Glenwood schools bursting at the seams |

Glenwood schools bursting at the seams

John Gardner
Glenwood Springs correspondent
Aspen, CO Colorado
Chris Ray teaches math Wednesday as others pass by her classroom, located in the hallway of Sopris Elementary School in Glenwood Springs. The school is out of room " make that rooms. (Kara K. Pearson/Post Independent)

GLENWOOD SPRINGS ” Sopris Elemen­tary School has large hallways. It’s proven to be an asset for a school that is currently exceeding its capacity of 542 kindergarten through fifth-grade stu­dents by about 50 kids.

At least one of the hallways at the Glenwood Springs school is currently being used as a class­room, along with any other free space that can be utilized.

“We are very full,” said Principal Howard Jay. “We could have easily increased our teach­ing staff by two full-time teachers this year, but we didn’t have any room for them.”

Jay said the elementary school saw a larger than anticipated increase in enrollment at a couple of grade levels. Even his office is currently being used for student testing.

“It’s a matter of finding space that can be used,” Jay said. “We just don’t have any more. We are really packed.”

Development around the south end of Glenwood Springs has increased the elementary school’s enrollment in the past couple of years, according to Jay.

And according to a recent facility master plan prepared by Strategic Resources West Inc. (SRW) out of Castle Rock, the growing pains aren’t over.

“Sopris and (Carbondale’s) Crystal River elementary schools are the schools where the most growth will occur,” said SRW owner Denny Hill, speaking at Tuesday’s Roaring Fork School District Re-1 school board meeting. “Additional space may be required within the next several years.”
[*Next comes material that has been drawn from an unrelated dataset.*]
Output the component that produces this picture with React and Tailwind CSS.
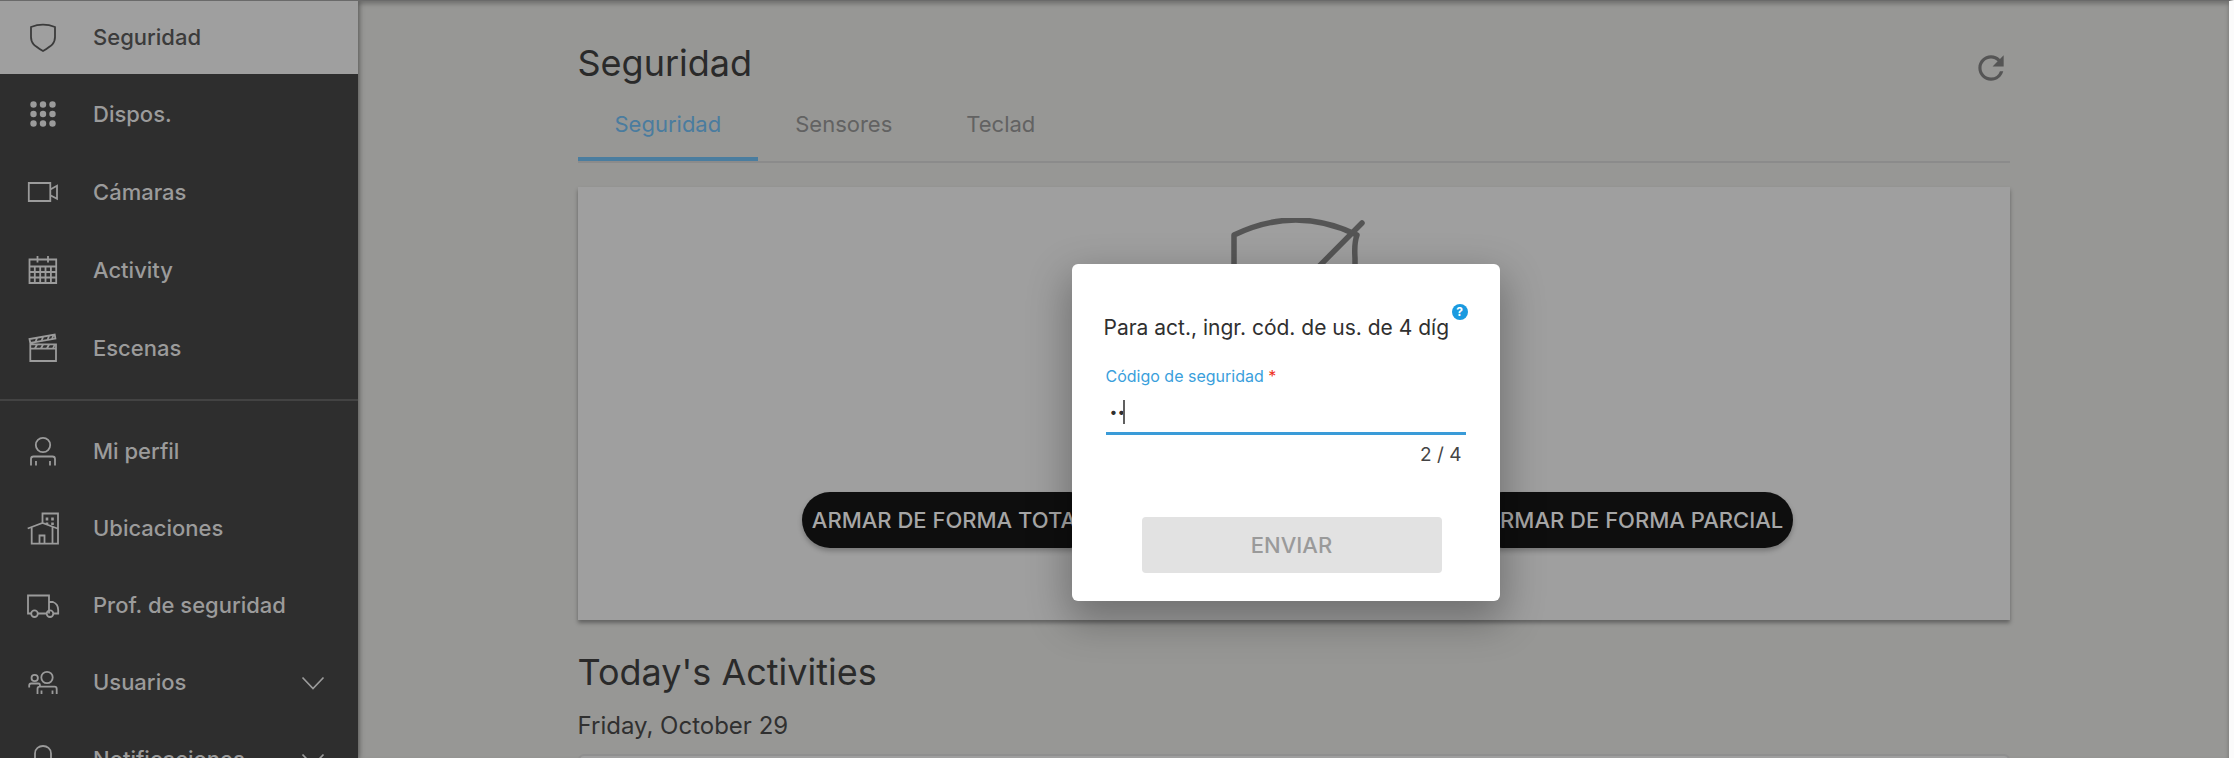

Hill and Darci Wiley, a consultant with SRW, presented their report to the board. Valleywide growth was the main topic of discus­sion.

The master plan detailed potential enrollment growth of 8 percent in the district over the next five years. The report will help district officials plan how to deal with the impacts of growth and planned developments in the area.

“Looking long term, it’s not going to get better at Sopris,” said district Super­intendent Judy Haptonstall. “We have to start gearing up and have some dis­cussions and identify different loca­tions for new schools.”

Haptonstall said the district will purchase two modular classrooms for Sopris Elementary before the next school year, to alleviate overcrowd­ing.

The report details each individual grade’s and each school’s prospective growth through 2013. Sopris Ele­mentary and Glenwood Springs Middle School were among the schools projected to see the greated impacts.

Currently, the two schools are the only ones in the district that are over capacity, with Sopris at 589 students in kindergarten though fifth grade, and Glen­wood Springs Middle School at 523 students in sixth through eighth grade. The middle school is nearly 55 students over capacity and already has three mod­ular classrooms on site.

But adding rooms or modular classrooms to overcrowded schools isn’t the long-term answer, Hapton­stall said.

“When we’re talking about adding onto schools, we look at the size of the existing school and the size that you want the school to be,” Hapton­stall said. ” You don’t want a school that is too big. You want to keep the class sizes relatively small so you can personalize the students’ edu­cation.”

Sopris Elementary added eight classrooms in 2006 to alleviate over­crowding issues then, but it’s now dealing with the problem again.

“We are looking at another ele­mentary school in the area, and not adding to Sopris again,” Haptonstall said. “We don’t want to make it any larger.”

The projected student popula­tion at Sopris Elementary by 2013 is 592 students. That number is about the same as today, according to the report, because small declines in population in some grades are anticipated over the next couple of years as larger class­es move to the middle school level.

But, growth is expected to occur after 2013 with the completion of five approved or proposed housing developments in close proximity to the school. The student population could reach as much as 949 when the additional housing is built.

Three of the five elementary schools and two of the four middle schools in the district are projected to be over capacity by 2013. However, the report estimated all three of the district’s high schools ” in Glenwood, Carbondale and Basalt ” will accommo­date the anticipated growth nicely at least for the next five years.